* REQUIRED WORK:
Give an exact copy of every line, leaving images out.

=====

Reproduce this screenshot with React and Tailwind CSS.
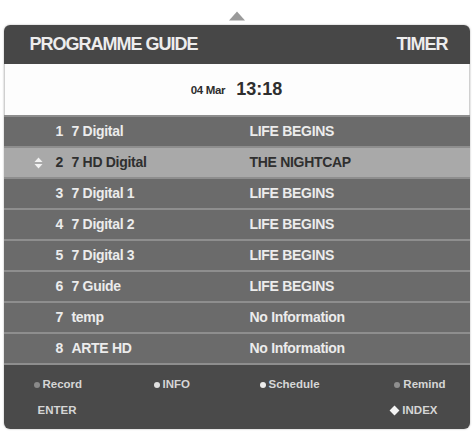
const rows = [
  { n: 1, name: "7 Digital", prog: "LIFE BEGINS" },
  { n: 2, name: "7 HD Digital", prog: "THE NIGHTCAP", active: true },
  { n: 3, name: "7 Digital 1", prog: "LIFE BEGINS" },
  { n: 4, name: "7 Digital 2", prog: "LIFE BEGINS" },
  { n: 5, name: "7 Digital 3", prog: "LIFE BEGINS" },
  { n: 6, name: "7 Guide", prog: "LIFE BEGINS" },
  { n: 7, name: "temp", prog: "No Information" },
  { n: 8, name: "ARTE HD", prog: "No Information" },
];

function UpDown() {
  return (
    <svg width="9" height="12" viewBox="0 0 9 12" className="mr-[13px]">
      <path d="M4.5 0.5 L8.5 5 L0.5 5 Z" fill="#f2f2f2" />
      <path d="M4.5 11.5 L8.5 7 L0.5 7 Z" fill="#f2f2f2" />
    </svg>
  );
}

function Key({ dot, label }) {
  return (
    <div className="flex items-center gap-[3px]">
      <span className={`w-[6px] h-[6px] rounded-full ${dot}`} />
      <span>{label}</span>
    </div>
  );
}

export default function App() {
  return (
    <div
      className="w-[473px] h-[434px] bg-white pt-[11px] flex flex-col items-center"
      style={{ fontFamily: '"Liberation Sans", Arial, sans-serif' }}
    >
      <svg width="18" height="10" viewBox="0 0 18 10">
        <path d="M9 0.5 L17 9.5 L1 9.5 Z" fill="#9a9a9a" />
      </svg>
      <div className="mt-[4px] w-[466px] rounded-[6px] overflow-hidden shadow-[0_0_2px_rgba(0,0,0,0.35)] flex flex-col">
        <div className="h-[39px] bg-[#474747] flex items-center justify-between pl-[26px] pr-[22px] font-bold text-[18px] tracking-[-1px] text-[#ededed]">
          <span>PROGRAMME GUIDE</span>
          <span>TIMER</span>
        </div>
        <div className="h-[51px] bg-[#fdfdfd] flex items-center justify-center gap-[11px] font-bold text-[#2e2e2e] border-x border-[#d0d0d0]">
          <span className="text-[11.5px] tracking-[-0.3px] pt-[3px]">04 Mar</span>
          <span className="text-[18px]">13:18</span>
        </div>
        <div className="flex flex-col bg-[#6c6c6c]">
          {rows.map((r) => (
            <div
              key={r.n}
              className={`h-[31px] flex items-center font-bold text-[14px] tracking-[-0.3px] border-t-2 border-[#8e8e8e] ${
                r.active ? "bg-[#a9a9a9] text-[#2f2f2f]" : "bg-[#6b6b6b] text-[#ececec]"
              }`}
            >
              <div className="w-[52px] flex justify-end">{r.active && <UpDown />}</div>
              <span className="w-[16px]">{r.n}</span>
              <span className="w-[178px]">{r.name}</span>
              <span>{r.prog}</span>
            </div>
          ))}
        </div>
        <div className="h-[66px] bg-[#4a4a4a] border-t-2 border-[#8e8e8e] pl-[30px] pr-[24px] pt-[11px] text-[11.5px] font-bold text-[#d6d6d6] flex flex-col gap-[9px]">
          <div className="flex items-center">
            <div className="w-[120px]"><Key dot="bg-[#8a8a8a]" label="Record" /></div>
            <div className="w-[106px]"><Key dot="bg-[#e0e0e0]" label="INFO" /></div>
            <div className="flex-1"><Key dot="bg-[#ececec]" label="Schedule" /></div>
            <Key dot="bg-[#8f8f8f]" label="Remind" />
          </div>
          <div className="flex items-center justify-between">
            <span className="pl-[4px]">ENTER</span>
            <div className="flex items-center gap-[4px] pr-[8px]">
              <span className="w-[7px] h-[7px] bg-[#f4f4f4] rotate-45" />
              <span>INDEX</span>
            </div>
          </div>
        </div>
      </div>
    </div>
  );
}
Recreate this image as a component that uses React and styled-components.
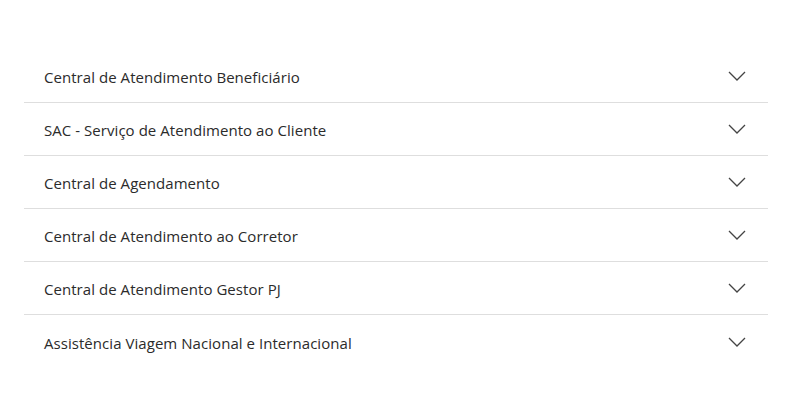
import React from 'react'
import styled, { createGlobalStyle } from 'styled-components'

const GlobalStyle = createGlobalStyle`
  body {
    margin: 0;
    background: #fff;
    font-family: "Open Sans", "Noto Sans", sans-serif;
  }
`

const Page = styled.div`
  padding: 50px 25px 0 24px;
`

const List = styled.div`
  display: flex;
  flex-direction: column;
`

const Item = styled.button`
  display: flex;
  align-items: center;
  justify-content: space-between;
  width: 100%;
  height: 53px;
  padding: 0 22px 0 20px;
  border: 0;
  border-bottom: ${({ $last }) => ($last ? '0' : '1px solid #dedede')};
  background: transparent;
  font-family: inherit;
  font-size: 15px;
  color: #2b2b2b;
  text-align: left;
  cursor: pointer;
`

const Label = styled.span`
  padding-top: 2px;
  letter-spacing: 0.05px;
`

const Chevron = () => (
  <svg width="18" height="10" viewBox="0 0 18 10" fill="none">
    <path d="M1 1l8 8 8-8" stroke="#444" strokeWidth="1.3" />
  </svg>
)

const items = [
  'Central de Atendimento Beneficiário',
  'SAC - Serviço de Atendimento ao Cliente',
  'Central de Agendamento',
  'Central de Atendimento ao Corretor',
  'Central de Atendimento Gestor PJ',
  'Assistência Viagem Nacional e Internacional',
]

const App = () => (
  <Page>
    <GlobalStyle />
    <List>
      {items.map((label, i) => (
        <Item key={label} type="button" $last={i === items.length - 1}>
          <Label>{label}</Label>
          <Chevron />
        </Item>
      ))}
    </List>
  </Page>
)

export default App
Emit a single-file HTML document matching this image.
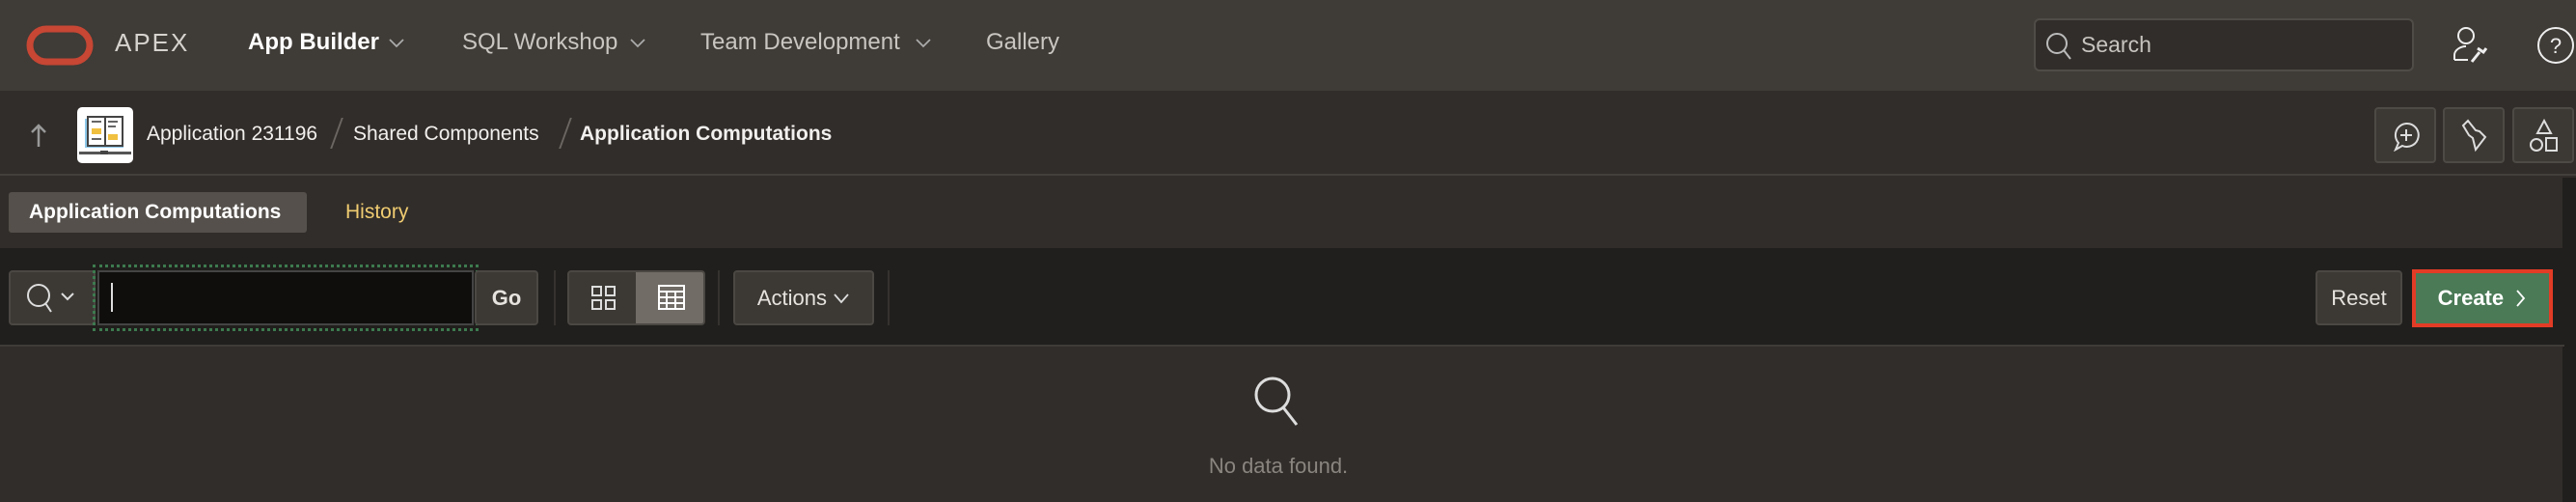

=====

* FINAL RESULT:
Reproduce this screenshot with React and Tailwind CSS.
const rows = [
  { n: 1, name: "7 Digital", prog: "LIFE BEGINS" },
  { n: 2, name: "7 HD Digital", prog: "THE NIGHTCAP", active: true },
  { n: 3, name: "7 Digital 1", prog: "LIFE BEGINS" },
  { n: 4, name: "7 Digital 2", prog: "LIFE BEGINS" },
  { n: 5, name: "7 Digital 3", prog: "LIFE BEGINS" },
  { n: 6, name: "7 Guide", prog: "LIFE BEGINS" },
  { n: 7, name: "temp", prog: "No Information" },
  { n: 8, name: "ARTE HD", prog: "No Information" },
];

function UpDown() {
  return (
    <svg width="9" height="12" viewBox="0 0 9 12" className="mr-[13px]">
      <path d="M4.5 0.5 L8.5 5 L0.5 5 Z" fill="#f2f2f2" />
      <path d="M4.5 11.5 L8.5 7 L0.5 7 Z" fill="#f2f2f2" />
    </svg>
  );
}

function Key({ dot, label }) {
  return (
    <div className="flex items-center gap-[3px]">
      <span className={`w-[6px] h-[6px] rounded-full ${dot}`} />
      <span>{label}</span>
    </div>
  );
}

export default function App() {
  return (
    <div
      className="w-[473px] h-[434px] bg-white pt-[11px] flex flex-col items-center"
      style={{ fontFamily: '"Liberation Sans", Arial, sans-serif' }}
    >
      <svg width="18" height="10" viewBox="0 0 18 10">
        <path d="M9 0.5 L17 9.5 L1 9.5 Z" fill="#9a9a9a" />
      </svg>
      <div className="mt-[4px] w-[466px] rounded-[6px] overflow-hidden shadow-[0_0_2px_rgba(0,0,0,0.35)] flex flex-col">
        <div className="h-[39px] bg-[#474747] flex items-center justify-between pl-[26px] pr-[22px] font-bold text-[18px] tracking-[-1px] text-[#ededed]">
          <span>PROGRAMME GUIDE</span>
          <span>TIMER</span>
        </div>
        <div className="h-[51px] bg-[#fdfdfd] flex items-center justify-center gap-[11px] font-bold text-[#2e2e2e] border-x border-[#d0d0d0]">
          <span className="text-[11.5px] tracking-[-0.3px] pt-[3px]">04 Mar</span>
          <span className="text-[18px]">13:18</span>
        </div>
        <div className="flex flex-col bg-[#6c6c6c]">
          {rows.map((r) => (
            <div
              key={r.n}
              className={`h-[31px] flex items-center font-bold text-[14px] tracking-[-0.3px] border-t-2 border-[#8e8e8e] ${
                r.active ? "bg-[#a9a9a9] text-[#2f2f2f]" : "bg-[#6b6b6b] text-[#ececec]"
              }`}
            >
              <div className="w-[52px] flex justify-end">{r.active && <UpDown />}</div>
              <span className="w-[16px]">{r.n}</span>
              <span className="w-[178px]">{r.name}</span>
              <span>{r.prog}</span>
            </div>
          ))}
        </div>
        <div className="h-[66px] bg-[#4a4a4a] border-t-2 border-[#8e8e8e] pl-[30px] pr-[24px] pt-[11px] text-[11.5px] font-bold text-[#d6d6d6] flex flex-col gap-[9px]">
          <div className="flex items-center">
            <div className="w-[120px]"><Key dot="bg-[#8a8a8a]" label="Record" /></div>
            <div className="w-[106px]"><Key dot="bg-[#e0e0e0]" label="INFO" /></div>
            <div className="flex-1"><Key dot="bg-[#ececec]" label="Schedule" /></div>
            <Key dot="bg-[#8f8f8f]" label="Remind" />
          </div>
          <div className="flex items-center justify-between">
            <span className="pl-[4px]">ENTER</span>
            <div className="flex items-center gap-[4px] pr-[8px]">
              <span className="w-[7px] h-[7px] bg-[#f4f4f4] rotate-45" />
              <span>INDEX</span>
            </div>
          </div>
        </div>
      </div>
    </div>
  );
}
Recreate this image as a component that uses React and styled-components.
import React from 'react'
import styled, { createGlobalStyle } from 'styled-components'

const GlobalStyle = createGlobalStyle`
  body {
    margin: 0;
    background: #fff;
    font-family: "Open Sans", "Noto Sans", sans-serif;
  }
`

const Page = styled.div`
  padding: 50px 25px 0 24px;
`

const List = styled.div`
  display: flex;
  flex-direction: column;
`

const Item = styled.button`
  display: flex;
  align-items: center;
  justify-content: space-between;
  width: 100%;
  height: 53px;
  padding: 0 22px 0 20px;
  border: 0;
  border-bottom: ${({ $last }) => ($last ? '0' : '1px solid #dedede')};
  background: transparent;
  font-family: inherit;
  font-size: 15px;
  color: #2b2b2b;
  text-align: left;
  cursor: pointer;
`

const Label = styled.span`
  padding-top: 2px;
  letter-spacing: 0.05px;
`

const Chevron = () => (
  <svg width="18" height="10" viewBox="0 0 18 10" fill="none">
    <path d="M1 1l8 8 8-8" stroke="#444" strokeWidth="1.3" />
  </svg>
)

const items = [
  'Central de Atendimento Beneficiário',
  'SAC - Serviço de Atendimento ao Cliente',
  'Central de Agendamento',
  'Central de Atendimento ao Corretor',
  'Central de Atendimento Gestor PJ',
  'Assistência Viagem Nacional e Internacional',
]

const App = () => (
  <Page>
    <GlobalStyle />
    <List>
      {items.map((label, i) => (
        <Item key={label} type="button" $last={i === items.length - 1}>
          <Label>{label}</Label>
          <Chevron />
        </Item>
      ))}
    </List>
  </Page>
)

export default App
Emit a single-file HTML document matching this image.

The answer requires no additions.